The reason why there can be no stable agreement with Paisley is that he would need to demonstrate Loyalist supremacy on a day-to-day basis. A new assembly would be a cockpit where the one aim of the DUP would be to expel the Provos. It is notable that a tiny sop to the republicans, promised over and over again – the return of the ‘on the run’ activists who fled the North to avoid charges – was withdrawn after Nigel Dodds of the DUP labelled it a ‘dealbreaker’.  The DUP are not in the slightest way involved in this sidedeal  between Brits and Provos.  The fact that they blocked it and that the British agreed shows what Sinn Fein can expect in the future.

The failure of the first meeting of the St Andrews roadmap was significant.  It was significant because it failed not through Loyalist boycott, but because the British, determined to achieve stability through a reinvigorated sectarian state, immediately suspended the meeting to provide cover for the DUP.

Sinn Fein present their defeat as a process of community reconciliation, but their chief opponent is not the DUP but their British sponsors supported by their Dublin allies.
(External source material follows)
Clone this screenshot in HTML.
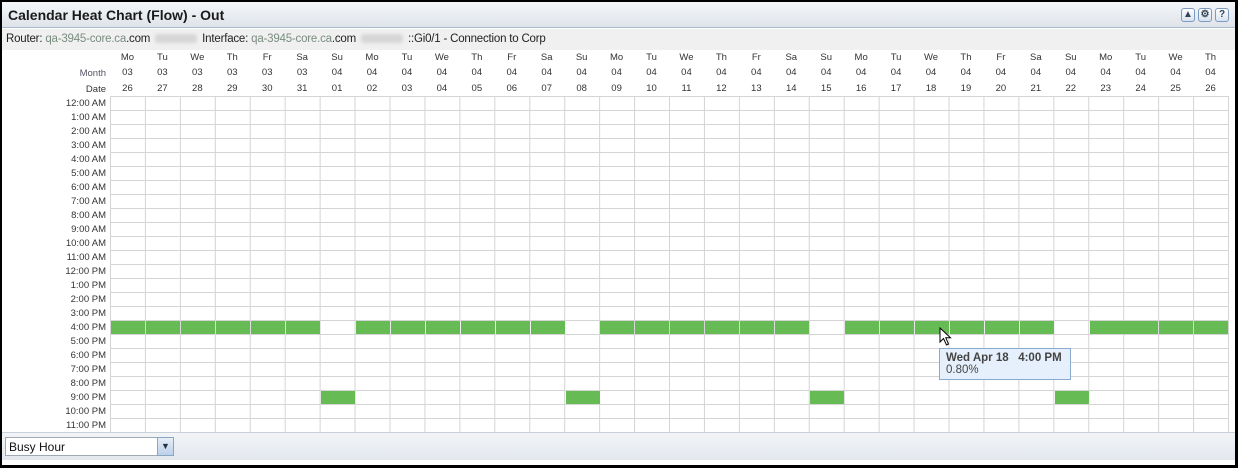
<!DOCTYPE html>
<html><head><meta charset="utf-8"><style>
*{margin:0;padding:0;box-sizing:border-box}
body{width:1238px;height:468px;background:#000;font-family:"Liberation Sans",sans-serif;overflow:hidden;position:relative}
#win{position:absolute;left:2px;top:2px;width:1233px;height:463px;background:#fff}
#title{position:absolute;left:0;top:0;width:100%;height:26px;background:linear-gradient(#f4f6f9,#dfe4ea);border-bottom:1px solid #a9b8c8;font-weight:bold;font-size:14px;color:#1a1a1a;padding:5px 0 0 6px}
.btn{position:absolute;top:6px;width:14px;height:14px;border:1px solid #7a9ac0;border-radius:3px;background:linear-gradient(#fff,#d6e2f0);font-size:10px;color:#345;text-align:center;line-height:12px;font-weight:bold}
#info{position:absolute;left:0;top:27px;width:100%;height:21px;background:#f0f0f0;font-size:11.5px;color:#222;padding:4px 0 0 4px;white-space:nowrap;letter-spacing:-0.2px}
.g{color:#7a8c80;}
.blur{display:inline-block;width:42px;height:9px;background:#d6d6d6;vertical-align:middle;border-radius:3px;filter:blur(1.5px);margin:0 2px}
.hdr{position:absolute;left:108px;display:flex;font-size:9.5px;color:#333}
.hdr div{width:34.95px;text-align:center}
.lbl{position:absolute;right:1129px;font-size:9.5px;color:#333;text-align:right;white-space:nowrap}
#grid{position:absolute;left:108px;top:94px;width:1119px;height:337px;
background-image:linear-gradient(90deg,#d4d4d4 1px,transparent 1px),linear-gradient(#d4d4d4 1px,transparent 1px);background-size:34.95px 14px;border-right:1px solid #d4d4d4}
.c{position:absolute;width:34px;height:13px;background:#66bb55}
#bot{position:absolute;left:0;top:430px;width:100%;height:28px;background:linear-gradient(#f2f4f7,#e3e8ee);border-top:1px solid #c8d0da}
#sel{position:absolute;left:3px;top:4px;width:153px;height:19px;border:1px solid #a0a8b4;background:#fff;font-size:12px;padding:2px 0 0 3px;color:#111}
#arr{position:absolute;left:155px;top:4px;width:17px;height:19px;border:1px solid #8aa4c4;background:linear-gradient(#e6eef8,#bcd0ea);font-size:9px;color:#234;text-align:center;line-height:17px}
#tip{position:absolute;left:937px;top:346px;width:132px;height:32px;background:#e6f0fc;border:1px solid #8aaad0;font-size:11.5px;color:#444;padding:3px 0 0 6px}
</style></head><body><div id="win">
<div id="title">Calendar Heat Chart (Flow) - Out
<div class="btn" style="left:1179px">▲</div><div class="btn" style="left:1196px">⚙</div><div class="btn" style="left:1213px">?</div></div>
<div id="info">Router: <span class="g">qa-3945-core.ca</span>.com <span class="blur"></span> Interface: <span class="g">qa-3945-core.ca</span>.com <span class="blur"></span> ::Gi0/1 - Connection to Corp</div>

<div class="hdr" style="top:50px"><div>Mo</div><div>Tu</div><div>We</div><div>Th</div><div>Fr</div><div>Sa</div><div>Su</div><div>Mo</div><div>Tu</div><div>We</div><div>Th</div><div>Fr</div><div>Sa</div><div>Su</div><div>Mo</div><div>Tu</div><div>We</div><div>Th</div><div>Fr</div><div>Sa</div><div>Su</div><div>Mo</div><div>Tu</div><div>We</div><div>Th</div><div>Fr</div><div>Sa</div><div>Su</div><div>Mo</div><div>Tu</div><div>We</div><div>Th</div></div>
<div class="hdr" style="top:65px"><div>03</div><div>03</div><div>03</div><div>03</div><div>03</div><div>03</div><div>04</div><div>04</div><div>04</div><div>04</div><div>04</div><div>04</div><div>04</div><div>04</div><div>04</div><div>04</div><div>04</div><div>04</div><div>04</div><div>04</div><div>04</div><div>04</div><div>04</div><div>04</div><div>04</div><div>04</div><div>04</div><div>04</div><div>04</div><div>04</div><div>04</div><div>04</div></div>
<div class="hdr" style="top:81px"><div>26</div><div>27</div><div>28</div><div>29</div><div>30</div><div>31</div><div>01</div><div>02</div><div>03</div><div>04</div><div>05</div><div>06</div><div>07</div><div>08</div><div>09</div><div>10</div><div>11</div><div>12</div><div>13</div><div>14</div><div>15</div><div>16</div><div>17</div><div>18</div><div>19</div><div>20</div><div>21</div><div>22</div><div>23</div><div>24</div><div>25</div><div>26</div></div>
<div class="lbl" style="top:66px;color:#556">Month</div>
<div class="lbl" style="top:82px">Date</div>

<div class="lbl" style="top:96px">12:00 AM</div><div class="lbl" style="top:110px">1:00 AM</div><div class="lbl" style="top:124px">2:00 AM</div><div class="lbl" style="top:138px">3:00 AM</div><div class="lbl" style="top:152px">4:00 AM</div><div class="lbl" style="top:166px">5:00 AM</div><div class="lbl" style="top:180px">6:00 AM</div><div class="lbl" style="top:194px">7:00 AM</div><div class="lbl" style="top:208px">8:00 AM</div><div class="lbl" style="top:222px">9:00 AM</div><div class="lbl" style="top:236px">10:00 AM</div><div class="lbl" style="top:250px">11:00 AM</div><div class="lbl" style="top:264px">12:00 PM</div><div class="lbl" style="top:278px">1:00 PM</div><div class="lbl" style="top:292px">2:00 PM</div><div class="lbl" style="top:306px">3:00 PM</div><div class="lbl" style="top:320px">4:00 PM</div><div class="lbl" style="top:334px">5:00 PM</div><div class="lbl" style="top:348px">6:00 PM</div><div class="lbl" style="top:362px">7:00 PM</div><div class="lbl" style="top:376px">8:00 PM</div><div class="lbl" style="top:390px">9:00 PM</div><div class="lbl" style="top:404px">10:00 PM</div><div class="lbl" style="top:418px">11:00 PM</div>

<div id="grid">
<div class="c" style="left:1px;top:225px"></div><div class="c" style="left:36px;top:225px"></div><div class="c" style="left:71px;top:225px"></div><div class="c" style="left:106px;top:225px"></div><div class="c" style="left:141px;top:225px"></div><div class="c" style="left:176px;top:225px"></div>
<div class="c" style="left:246px;top:225px"></div><div class="c" style="left:281px;top:225px"></div><div class="c" style="left:316px;top:225px"></div><div class="c" style="left:351px;top:225px"></div><div class="c" style="left:386px;top:225px"></div><div class="c" style="left:421px;top:225px"></div>
<div class="c" style="left:490px;top:225px"></div><div class="c" style="left:525px;top:225px"></div><div class="c" style="left:560px;top:225px"></div><div class="c" style="left:595px;top:225px"></div><div class="c" style="left:630px;top:225px"></div><div class="c" style="left:665px;top:225px"></div>
<div class="c" style="left:735px;top:225px"></div><div class="c" style="left:770px;top:225px"></div><div class="c" style="left:805px;top:225px"></div><div class="c" style="left:840px;top:225px"></div><div class="c" style="left:875px;top:225px"></div><div class="c" style="left:910px;top:225px"></div>
<div class="c" style="left:980px;top:225px"></div><div class="c" style="left:1014px;top:225px"></div><div class="c" style="left:1049px;top:225px"></div><div class="c" style="left:1084px;top:225px"></div>
<div class="c" style="left:211px;top:295px"></div><div class="c" style="left:456px;top:295px"></div><div class="c" style="left:700px;top:295px"></div><div class="c" style="left:945px;top:295px"></div>
</div>
<svg style="position:absolute;left:937px;top:325px" width="14" height="20" viewBox="0 0 14 20"><path d="M1 1 L1 15 L4.5 11.5 L7.5 18 L9.5 17 L6.8 10.8 L11.5 10.8 Z" fill="#fff" stroke="#000" stroke-width="1"/></svg>
<div id="tip"><b>Wed Apr 18 &nbsp; 4:00 PM</b><br>0.80%</div>
<div id="bot"><div id="sel">Busy Hour</div><div id="arr">▼</div></div>
</div></body></html>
The pacification process is now a rout, kept in existence by the headlong political retreat of the Provos.  Even that process will offer less as public humiliation is piled on humiliation and their northern base decays.

The Good Friday agreement has accustomed the Republican leadership to a political process contained within the bars of British rule, but it is becoming yet again clear that imperialism, even with all the cards in its hands, is unable to deliver a stable settlement in Ireland.